Bahçeli’nin tarihi çağrısına rağmen, DEM Parti’nin değişen tutumu ve PKK’ya yakın grupların süreci baltalama girişimleri, kamuoyunda sürece yönelik şüpheleri artırdı. Abdullah Öcalan’ın İmralı’da yeğeni Ömer Öcalan ile görüşmesi sonrası ortaya atılan “garantör ülke ve yasal güvence” taleplerinin de doğru olmadığı iddia edildi. Güvenilir kaynaklar, Öcalan’ın henüz sürece yönelik bu tür taleplerde bulunmadığını belirtiyor.
Ancak, Bahçeli’nin açıklamaları sürecin yalnızca yasal güvencelerle sınırlı kalmayacağını gösteriyor. Bahçeli, adeta buz kırıcı gibi davranarak tüm dikkatleri üzerine çekti. “Önce devletim, sonra partim” ilkesine sadık kalan Bahçeli, bu sürecin sadece bir siyasi strateji olmadığını, aynı zamanda Ortadoğu’daki yeni dengeleri de göz önünde bulundurarak hareket ettiklerini ifade etti.

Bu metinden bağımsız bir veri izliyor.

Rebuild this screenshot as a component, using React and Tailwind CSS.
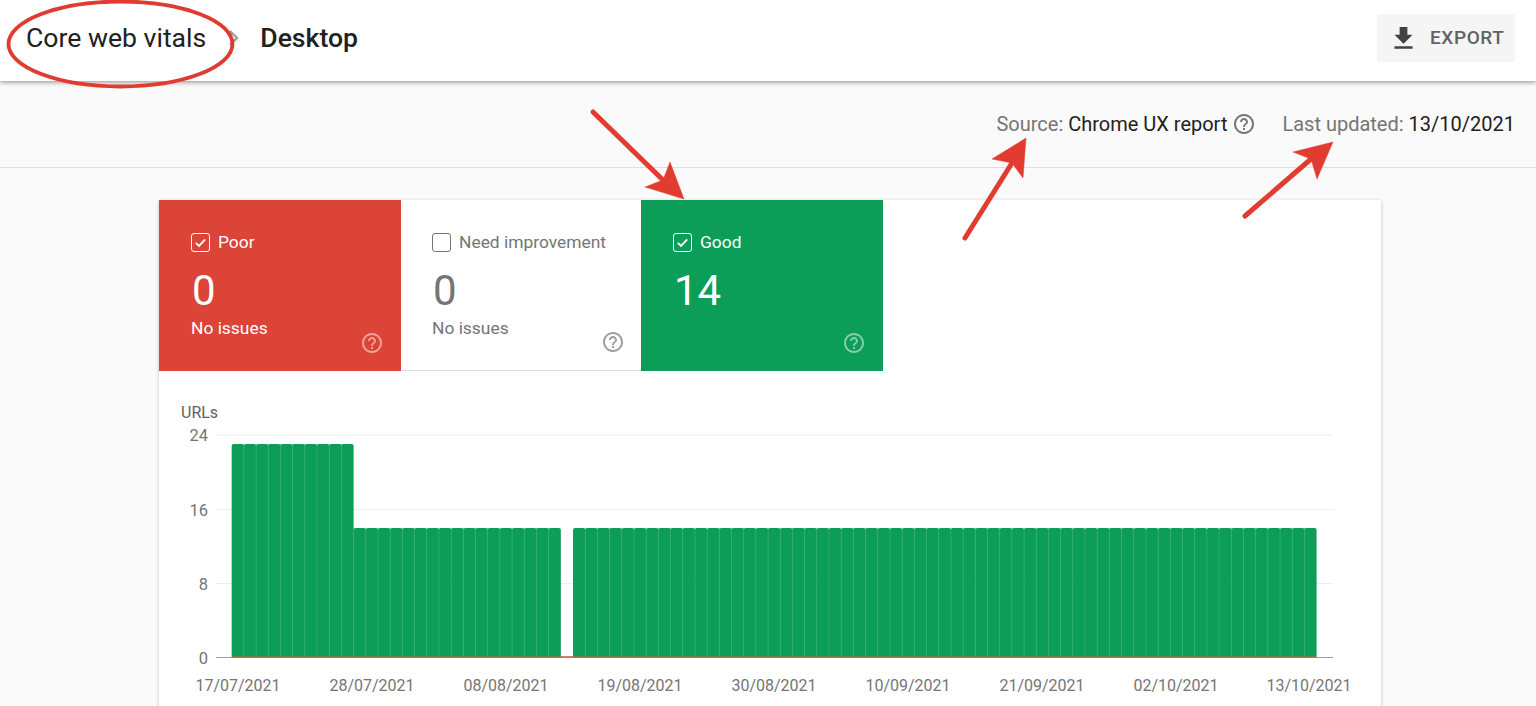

CHP’de Kılıçdaroğlu Gerilimi Tırmanıyor
Öte yandan, sürecin gölgesinde kalan bir diğer gelişme, CHP içindeki Kılıçdaroğlu krizi oldu. 29 Ekim Cumhuriyet Bayramı’nda yeni bir deklarasyon yapmaya hazırlanan eski CHP Genel Başkanı Kemal Kılıçdaroğlu, parti içinde büyük bir tartışmanın fitilini ateşledi. Kılıçdaroğlu’nun korumalarının CHP Genel Merkezi’ne 130 bin TL’lik yemek faturası göndermesi, partideki gerginliği artırdı. CHP Genel Sekreteri Selin Sayek Böke imzalı resmi bir yazıyla, korumaların yemek masraflarının artık karşılanmayacağı bildirildi.

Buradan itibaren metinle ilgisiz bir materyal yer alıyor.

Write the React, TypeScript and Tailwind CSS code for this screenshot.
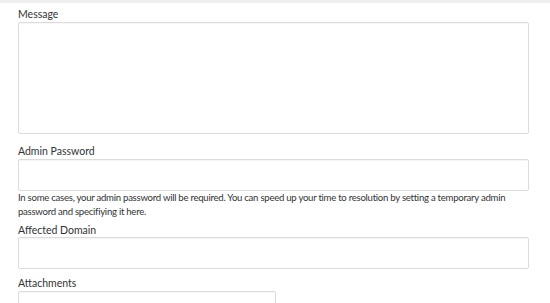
import React from "react";

const Label = ({ text, className = "" }: { text: string; className?: string }) => (
  <label className={`block text-[10.5px] leading-[14px] text-[#333] ${className}`}>
    {text}
  </label>
);

const inputCls =
  "block rounded-[2px] border border-[#dcdcdc] bg-white shadow-[inset_0_1px_1px_rgba(0,0,0,0.04)] outline-none";

export default function App() {
  return (
    <div
      className="h-[303px] w-[550px] overflow-hidden bg-white"
      style={{ fontFamily: "Lato, 'Open Sans', sans-serif" }}
    >
      <div className="h-[3px] bg-[#efefef]" />
      <form className="px-[18px] pr-[21px] pt-[4px]">
        <Label text="Message" className="mb-[1px]" />
        <textarea className={`${inputCls} h-[112px] w-full resize-none`} />

        <Label text="Admin Password" className="mt-[10px] mb-[1px]" />
        <input type="password" className={`${inputCls} h-[32px] w-full`} />
        <p className="text-[9.6px] leading-[14px] tracking-[-0.27px] text-[#333]">
          In some cases, your admin password will be required. You can speed up your time to
          resolution by setting a temporary admin password and specifiying it here.
        </p>

        <Label text="Affected Domain" className="mt-[4px]" />
        <input type="text" className={`${inputCls} h-[32px] w-full`} />

        <Label text="Attachments" className="mt-[7px] mb-[1px]" />
        <div className={`${inputCls} h-[32px] w-[258px]`} />
      </form>
    </div>
  );
}
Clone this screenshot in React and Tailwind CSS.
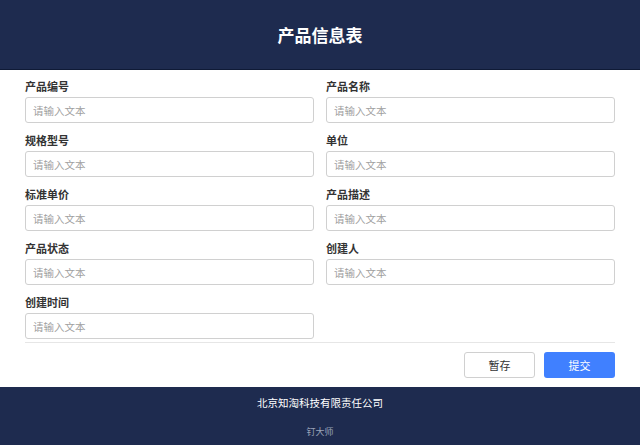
import React from 'react'

const fields = [
    ['产品编号', '产品名称'],
    ['规格型号', '单位'],
    ['标准单价', '产品描述'],
    ['产品状态', '创建人'],
    ['创建时间'],
]

const Field = ({ label }) => (
    <div className="flex flex-col">
        <label className="text-[11px] leading-[14px] font-semibold text-[#333] mb-[4px]">{label}</label>
        <input
            className="h-[26px] w-full rounded-[3px] border border-[#d0d0d0] px-[7px] text-[10.5px] text-[#333] placeholder:text-[#a0a0a0] outline-none"
            placeholder="请输入文本"
        />
    </div>
)

const App = () => {
    return (
        <div className="w-[640px] h-[445px] flex flex-col bg-white" style={{ fontFamily: '"Noto Sans CJK SC", "Noto Sans", sans-serif' }}>
            <div className="h-[70px] bg-[#1e2b4f] border-b border-[#0f1a36] flex items-center justify-center">
                <h1 className="text-[17px] font-bold text-white">产品信息表</h1>
            </div>
            <div className="px-[25px] pt-[9px] flex flex-col">
                <div className="grid grid-cols-2 gap-x-[12px] gap-y-[10px]">
                    {fields.flat().map((f) => <Field key={f} label={f} />)}
                </div>
                <div className="mt-[3px] border-t border-[#e6e6e6]"></div>
                <div className="flex justify-end gap-[9px] pt-[9px] pb-[9px]">
                    <button className="w-[71px] h-[26px] rounded-[3px] border border-[#d0d0d0] bg-white text-[11px] text-[#333]">暂存</button>
                    <button className="w-[71px] h-[26px] rounded-[3px] bg-[#4080ff] text-[11px] text-white">提交</button>
                </div>
            </div>
            <div className="flex-1 bg-[#1e2b4f] flex flex-col items-center">
                <div className="mt-[9px] text-[10.5px] leading-[14px] text-white">北京知淘科技有限责任公司</div>
                <div className="mt-[16px] text-[9px] leading-[12px] text-[#9aa3b8]">钉大师</div>
            </div>
        </div>
    )
}
export default App;
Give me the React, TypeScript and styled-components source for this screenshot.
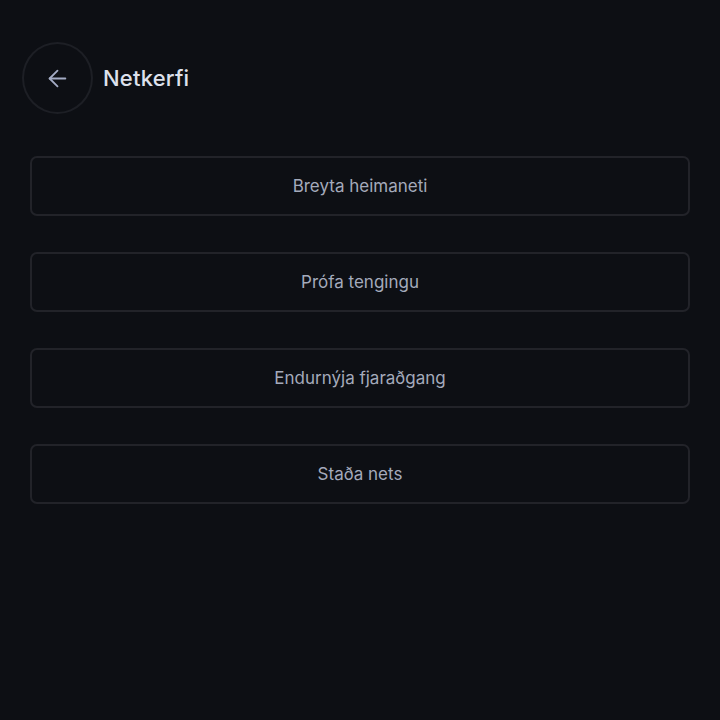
import React from "react";
import styled, { createGlobalStyle } from "styled-components";
import { ArrowLeft } from "lucide-react";

const Global = createGlobalStyle`
  html, body { margin: 0; padding: 0; background: #0d0f14; }
  body { font-family: "Inter", "Noto Sans", sans-serif; }
  * { box-sizing: border-box; }
`;

const Page = styled.div`
  width: 720px;
  min-height: 720px;
  background: #0d0f14;
  padding: 42px 30px 0 22px;
`;

const Header = styled.div`
  display: flex;
  align-items: center;
  gap: 10px;
`;

const BackButton = styled.button`
  width: 71px;
  height: 72px;
  border-radius: 50%;
  border: 2px solid #1d1f25;
  background: transparent;
  color: #a3abc4;
  display: flex;
  align-items: center;
  justify-content: center;
  padding: 0;
  cursor: pointer;
`;

const Title = styled.h1`
  margin: 0;
  font-size: 22px;
  font-weight: 500;
  color: #dde1ec;
  letter-spacing: 0.2px;
`;

const List = styled.div`
  display: flex;
  flex-direction: column;
  gap: 36px;
  margin-top: 42px;
  margin-left: 8px;
`;

const Item = styled.button`
  height: 60px;
  width: 660px;
  border: 2px solid #222329;
  border-radius: 7px;
  background: transparent;
  color: #a4aabb;
  font-family: "Inter", "Noto Sans", sans-serif;
  font-size: 17px;
  font-weight: 400;
  display: flex;
  align-items: center;
  justify-content: center;
  cursor: pointer;
`;

const items = ["Breyta heimaneti", "Prófa tengingu", "Endurnýja fjaraðgang", "Staða nets"];

export default function App() {
  return (
    <>
      <Global />
      <Page>
        <Header>
          <BackButton aria-label="Til baka">
            <ArrowLeft size={27} strokeWidth={1.6} />
          </BackButton>
          <Title>Netkerfi</Title>
        </Header>
        <List>
          {items.map((t) => (
            <Item key={t}>{t}</Item>
          ))}
        </List>
      </Page>
    </>
  );
}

Bunun üzerine Kılıçdaroğlu, CHP Genel Merkezi tarafından kendisine tahsis edilen iki aracı iade etti. Bu durum, partide Kılıçdaroğlu’na yönelik muhalefeti güçlendirdi ve CHP ile eski genel başkan arasındaki iplerin iyice gerilmesine neden oldu. Kılıçdaroğlu’nun bugün yayınlaması beklenen deklarasyonun, parti içindeki gerilimi daha da artıracağı öngörülüyor.
Yeni Süreç Başarılı Olacak mı? Bahçeli ve Erdoğan’ın Tarihi Hamlesi
Bahçeli’nin çıkışı, sadece Türkiye iç siyasetini değil, Ortadoğu’daki dengeleri de etkileyecek potansiyele sahip. Ancak sürecin başarılı olması için zaman kaybetmeden harekete geçilmesi gerektiği vurgulanıyor. Geçmişte yaşanan çözüm süreçlerinde de olduğu gibi, süre uzadıkça sabotaj girişimlerinin arttığı biliniyor. Bahçeli ve Erdoğan’ın başlattığı bu yeni dönemin, sadece PKK karşıtlığından ibaret olmadığı ve Türkiye’nin geleceği açısından büyük bir fırsat sunduğu belirtiliyor.
Bahçeli’nin bu cesur hamlesine rağmen, Kandil ve bazı grupların süreci baltalamaya çalıştığı iddiaları, sürecin ne kadar zorlu geçeceğini gösteriyor. Ancak Cumhurbaşkanı Erdoğan’ın da söylediği gibi, bu fırsatın kişisel hesaplara kurban edilmemesi gerekiyor. Türkiye’nin bu yeni süreci başarıyla tamamlayabilmesi için tüm tarafların samimiyetle hareket etmesi ve süreci baltalamaya çalışan grupların etkisiz hale getirilmesi şart.